Can Cannabis Effectively Treat Opioid Addiction?
Since reefer madness – cannabis has been perceived by many as an instigator for reckless behavior with tragic outcomes, and been considered a “gateway drug” towards harder, more dangerous drugs – a theory which has since been debunked. But in reality, the many benefits of cannabis are coming to light, with mounting evidence that points to cannabis effectively treating opioid addiction, through prevention, managing and decreasing opioid intake, and assisting with withdrawal.
Cannabis use as an alternative, or in conjunction with opioids reduces the risk of accidental overdose and even the dependence of opiates. Many consider opioids to be over-prescribed, sometimes in concentrations that has even triggered health professionals to push for a recall on the strongest forms. Evidence coming forward for cannabis as an effective pain relief treatment, positions it as an alternative to opioid medications.

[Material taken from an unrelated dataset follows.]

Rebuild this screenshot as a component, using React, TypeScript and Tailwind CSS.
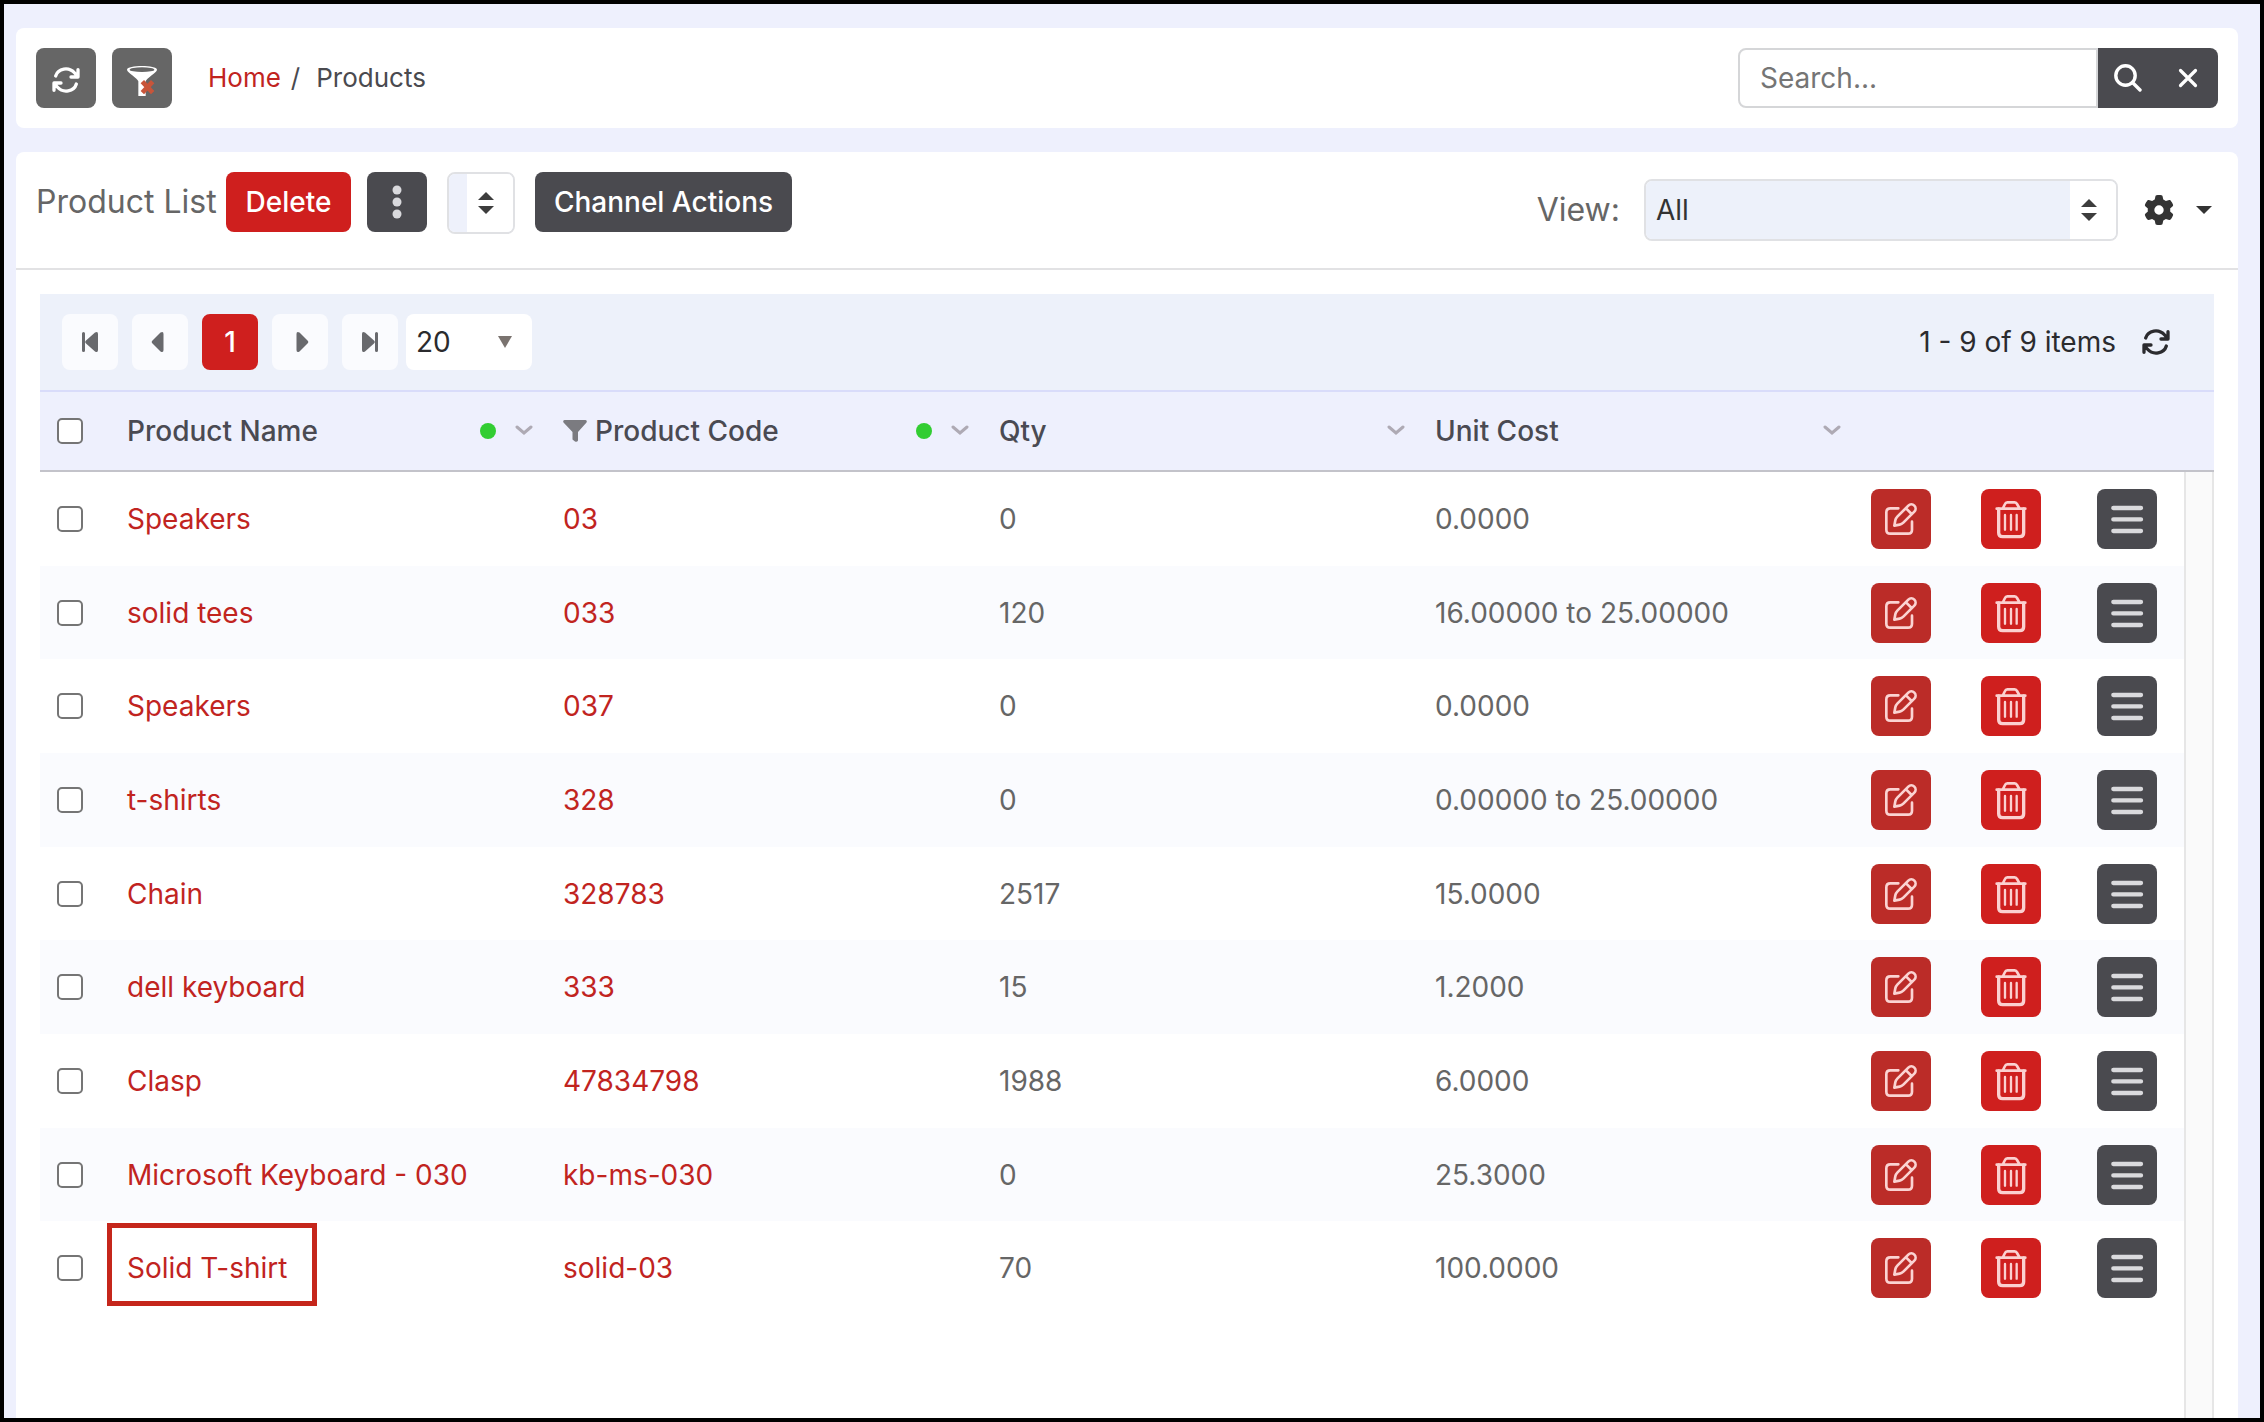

Our brains contain both opioid and cannabinoid receptors, so opioids and cannabinoids act with similar mechanisms in helping to relieve pain. When used in combination with cannabis, lower doses of opioids give comparable results to higher levels, minimizing the addictive properties. Even those who have depended on opioids over many years have found relief through cannabis use.
Many medications used for assisting with opioid withdrawal do not address the underlying issues that led to opioid use and even if use is lessened or stopped, chance of relapse is higher because pain remains. Cannabis also can address underlying issues that led to use of opiates in the first place, and – unlike many other substances – can safely be used in conjunction with opioids, allowing those that are addicted to reduce the dosage safely over time. It isn’t just limited to prescription opioids, positive inroads have been made into cannabis’ role in heroin addiction.
Canada has an advantage with of legalization with the Cannabis Act, as a 2014 study in the US found that opioid mortality rates are lower in states where cannabis is legalized for medical purposes.
Cannabis-Centered Reduction Programs
Although some doctors have piloted cannabis-centered reduction programs, cannabis, and the endocannabinoid system isn’t a part of conventional medical training and there is still hesitation among health professionals in recommending cannabis as a course of treatment for pain relief, or in treating addiction. But the urgency of the opioid crisis is pushing cannabis research forward andsignificant funding has recently come forward from a cannabis producer and the BC government to lead clinical trials into the potential of cannabis in helping with treatment for opioid use disorder.
It is hard to imagine that cannabis – that has no known lethal dose – has at times been classified within the same category as opioids – drugs that we are seeing devastate human health and life. But the future is bright for the medical benefits of cannabis, and with legalization and investments into research we may see cannabis bring some relief to the opioid crisis in our country.